==== Stored rows
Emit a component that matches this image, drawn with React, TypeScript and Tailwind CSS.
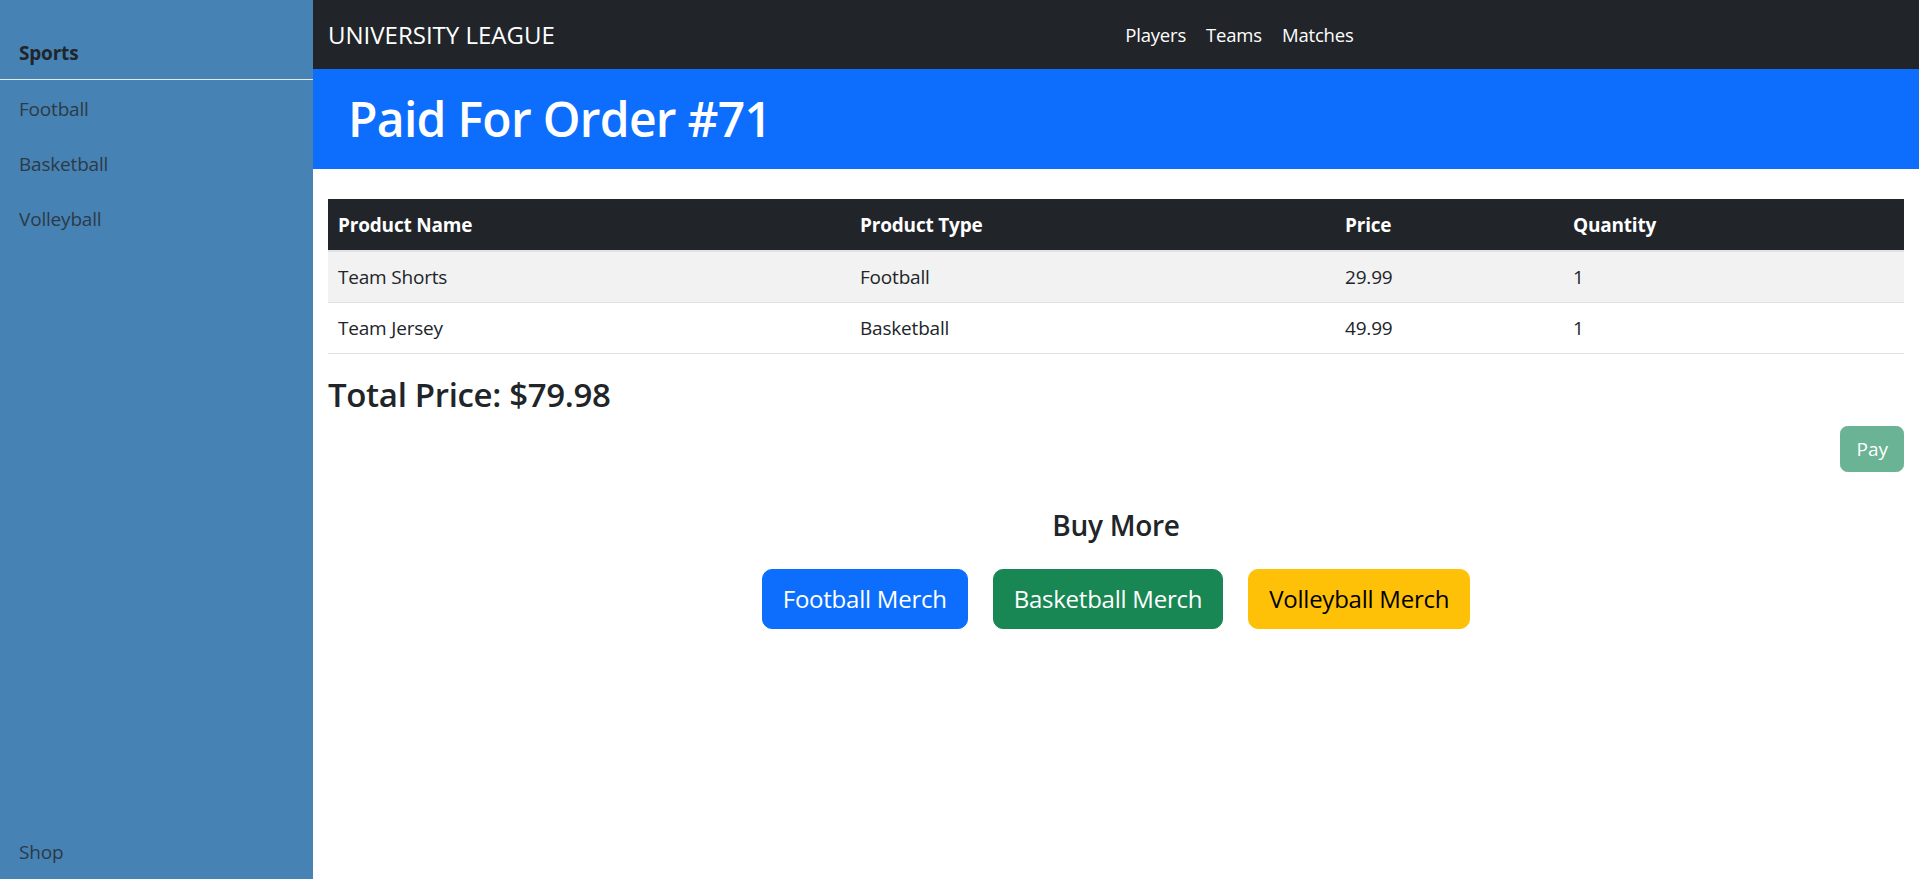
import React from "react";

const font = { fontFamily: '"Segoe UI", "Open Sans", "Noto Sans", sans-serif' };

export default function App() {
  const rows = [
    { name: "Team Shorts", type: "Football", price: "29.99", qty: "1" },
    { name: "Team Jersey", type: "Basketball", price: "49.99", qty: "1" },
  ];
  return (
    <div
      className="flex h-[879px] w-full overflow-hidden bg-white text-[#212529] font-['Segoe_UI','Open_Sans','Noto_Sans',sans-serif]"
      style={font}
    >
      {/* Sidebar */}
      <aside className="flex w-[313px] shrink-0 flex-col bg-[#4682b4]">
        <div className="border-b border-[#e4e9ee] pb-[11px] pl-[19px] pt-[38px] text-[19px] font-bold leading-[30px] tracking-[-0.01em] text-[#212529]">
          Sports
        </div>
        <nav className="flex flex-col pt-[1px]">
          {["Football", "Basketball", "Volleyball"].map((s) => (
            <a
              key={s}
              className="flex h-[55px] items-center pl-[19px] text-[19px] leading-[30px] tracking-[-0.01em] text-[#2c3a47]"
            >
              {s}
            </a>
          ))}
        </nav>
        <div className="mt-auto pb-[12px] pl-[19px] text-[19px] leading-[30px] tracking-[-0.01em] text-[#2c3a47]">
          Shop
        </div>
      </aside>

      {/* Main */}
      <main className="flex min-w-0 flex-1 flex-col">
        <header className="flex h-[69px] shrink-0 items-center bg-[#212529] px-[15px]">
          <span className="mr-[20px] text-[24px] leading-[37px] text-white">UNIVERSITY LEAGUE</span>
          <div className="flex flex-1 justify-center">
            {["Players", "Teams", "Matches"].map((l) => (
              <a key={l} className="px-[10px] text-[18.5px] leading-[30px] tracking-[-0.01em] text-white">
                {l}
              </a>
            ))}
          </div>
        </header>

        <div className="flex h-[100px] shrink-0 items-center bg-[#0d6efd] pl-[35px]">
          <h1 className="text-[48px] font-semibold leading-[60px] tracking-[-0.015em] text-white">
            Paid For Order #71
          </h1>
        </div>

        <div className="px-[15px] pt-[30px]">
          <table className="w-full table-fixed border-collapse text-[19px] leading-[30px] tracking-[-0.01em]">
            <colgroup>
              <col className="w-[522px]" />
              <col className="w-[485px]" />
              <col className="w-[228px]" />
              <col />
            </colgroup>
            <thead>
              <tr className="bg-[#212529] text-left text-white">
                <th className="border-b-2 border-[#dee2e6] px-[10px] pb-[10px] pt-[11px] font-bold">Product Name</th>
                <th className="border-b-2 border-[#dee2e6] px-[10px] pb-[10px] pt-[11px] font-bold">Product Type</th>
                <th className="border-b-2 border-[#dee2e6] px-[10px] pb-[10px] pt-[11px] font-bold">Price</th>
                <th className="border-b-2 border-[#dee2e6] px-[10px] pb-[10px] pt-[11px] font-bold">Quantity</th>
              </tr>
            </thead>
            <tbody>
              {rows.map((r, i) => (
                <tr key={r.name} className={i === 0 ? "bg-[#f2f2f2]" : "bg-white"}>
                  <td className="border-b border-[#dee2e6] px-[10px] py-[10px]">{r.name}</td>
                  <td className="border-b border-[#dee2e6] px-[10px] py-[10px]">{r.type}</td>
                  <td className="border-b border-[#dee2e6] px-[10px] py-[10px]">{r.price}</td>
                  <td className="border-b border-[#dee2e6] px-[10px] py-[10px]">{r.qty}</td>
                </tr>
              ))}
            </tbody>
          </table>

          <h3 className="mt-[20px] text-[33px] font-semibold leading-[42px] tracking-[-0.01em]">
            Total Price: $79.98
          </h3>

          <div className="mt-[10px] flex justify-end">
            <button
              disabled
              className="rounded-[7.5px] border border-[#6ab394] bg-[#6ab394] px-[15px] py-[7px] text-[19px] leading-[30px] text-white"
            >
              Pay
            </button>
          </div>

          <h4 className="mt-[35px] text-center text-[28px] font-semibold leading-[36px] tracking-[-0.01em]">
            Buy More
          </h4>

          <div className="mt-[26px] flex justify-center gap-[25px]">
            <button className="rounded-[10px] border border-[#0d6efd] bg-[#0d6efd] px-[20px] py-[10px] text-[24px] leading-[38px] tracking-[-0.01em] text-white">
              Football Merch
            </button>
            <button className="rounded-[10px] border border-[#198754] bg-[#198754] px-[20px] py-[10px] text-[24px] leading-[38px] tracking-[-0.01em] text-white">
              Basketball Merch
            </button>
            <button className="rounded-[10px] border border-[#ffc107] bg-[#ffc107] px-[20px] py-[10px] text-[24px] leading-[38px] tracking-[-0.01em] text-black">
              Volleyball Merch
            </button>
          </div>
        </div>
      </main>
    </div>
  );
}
========
==== Stored rows
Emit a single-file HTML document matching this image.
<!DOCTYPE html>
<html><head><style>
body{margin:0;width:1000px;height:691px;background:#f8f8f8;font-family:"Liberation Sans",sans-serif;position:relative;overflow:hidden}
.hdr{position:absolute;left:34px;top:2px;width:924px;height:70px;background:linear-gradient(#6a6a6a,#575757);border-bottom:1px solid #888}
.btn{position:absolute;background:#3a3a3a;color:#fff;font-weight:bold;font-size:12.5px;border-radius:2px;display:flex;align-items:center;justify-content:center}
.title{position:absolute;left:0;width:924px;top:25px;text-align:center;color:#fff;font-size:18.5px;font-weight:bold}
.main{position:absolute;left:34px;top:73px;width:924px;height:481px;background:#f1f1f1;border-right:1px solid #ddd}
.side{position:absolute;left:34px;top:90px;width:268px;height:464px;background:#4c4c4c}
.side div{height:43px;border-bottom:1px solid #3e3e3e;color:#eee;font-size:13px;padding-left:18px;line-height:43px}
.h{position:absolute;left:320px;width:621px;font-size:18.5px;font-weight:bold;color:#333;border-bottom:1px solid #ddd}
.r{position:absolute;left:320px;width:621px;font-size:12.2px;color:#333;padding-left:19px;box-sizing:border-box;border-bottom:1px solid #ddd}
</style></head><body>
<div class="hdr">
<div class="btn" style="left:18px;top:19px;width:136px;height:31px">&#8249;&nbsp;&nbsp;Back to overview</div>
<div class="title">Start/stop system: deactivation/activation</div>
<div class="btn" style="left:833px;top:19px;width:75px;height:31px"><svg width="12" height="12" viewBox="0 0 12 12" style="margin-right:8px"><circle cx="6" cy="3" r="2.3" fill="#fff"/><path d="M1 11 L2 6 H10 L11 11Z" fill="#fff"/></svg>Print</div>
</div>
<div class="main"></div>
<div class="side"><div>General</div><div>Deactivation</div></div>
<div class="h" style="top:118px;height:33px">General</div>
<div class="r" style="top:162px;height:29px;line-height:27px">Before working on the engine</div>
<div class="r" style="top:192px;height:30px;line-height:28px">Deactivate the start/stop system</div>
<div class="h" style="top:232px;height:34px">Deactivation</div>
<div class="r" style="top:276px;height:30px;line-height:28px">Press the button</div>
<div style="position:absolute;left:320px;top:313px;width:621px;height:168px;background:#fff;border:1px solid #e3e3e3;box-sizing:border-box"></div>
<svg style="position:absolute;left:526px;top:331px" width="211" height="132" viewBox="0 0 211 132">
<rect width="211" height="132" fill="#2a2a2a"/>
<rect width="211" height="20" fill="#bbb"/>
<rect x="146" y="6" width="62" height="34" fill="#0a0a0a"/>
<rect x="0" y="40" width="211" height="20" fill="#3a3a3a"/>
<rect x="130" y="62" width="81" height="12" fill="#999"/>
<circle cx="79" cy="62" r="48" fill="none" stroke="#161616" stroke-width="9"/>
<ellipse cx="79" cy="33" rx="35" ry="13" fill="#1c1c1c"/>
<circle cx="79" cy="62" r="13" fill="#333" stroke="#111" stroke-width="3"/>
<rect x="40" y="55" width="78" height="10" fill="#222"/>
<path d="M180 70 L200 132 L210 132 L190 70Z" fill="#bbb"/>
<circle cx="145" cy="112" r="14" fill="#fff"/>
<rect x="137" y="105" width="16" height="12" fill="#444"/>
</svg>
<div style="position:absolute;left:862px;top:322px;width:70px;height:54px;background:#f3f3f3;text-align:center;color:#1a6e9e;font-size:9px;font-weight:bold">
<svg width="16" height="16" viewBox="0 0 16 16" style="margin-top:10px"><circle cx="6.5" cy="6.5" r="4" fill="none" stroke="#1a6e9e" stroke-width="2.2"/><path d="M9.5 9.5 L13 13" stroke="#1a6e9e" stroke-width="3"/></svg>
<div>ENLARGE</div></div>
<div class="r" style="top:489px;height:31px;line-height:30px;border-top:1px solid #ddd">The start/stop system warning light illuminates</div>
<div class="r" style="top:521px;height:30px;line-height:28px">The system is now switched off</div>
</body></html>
========
Go through the records and copy each line with "this" in it.

**Full output:**
Emit a component that matches this image, drawn with React, TypeScript and Tailwind CSS.
Emit a single-file HTML document matching this image.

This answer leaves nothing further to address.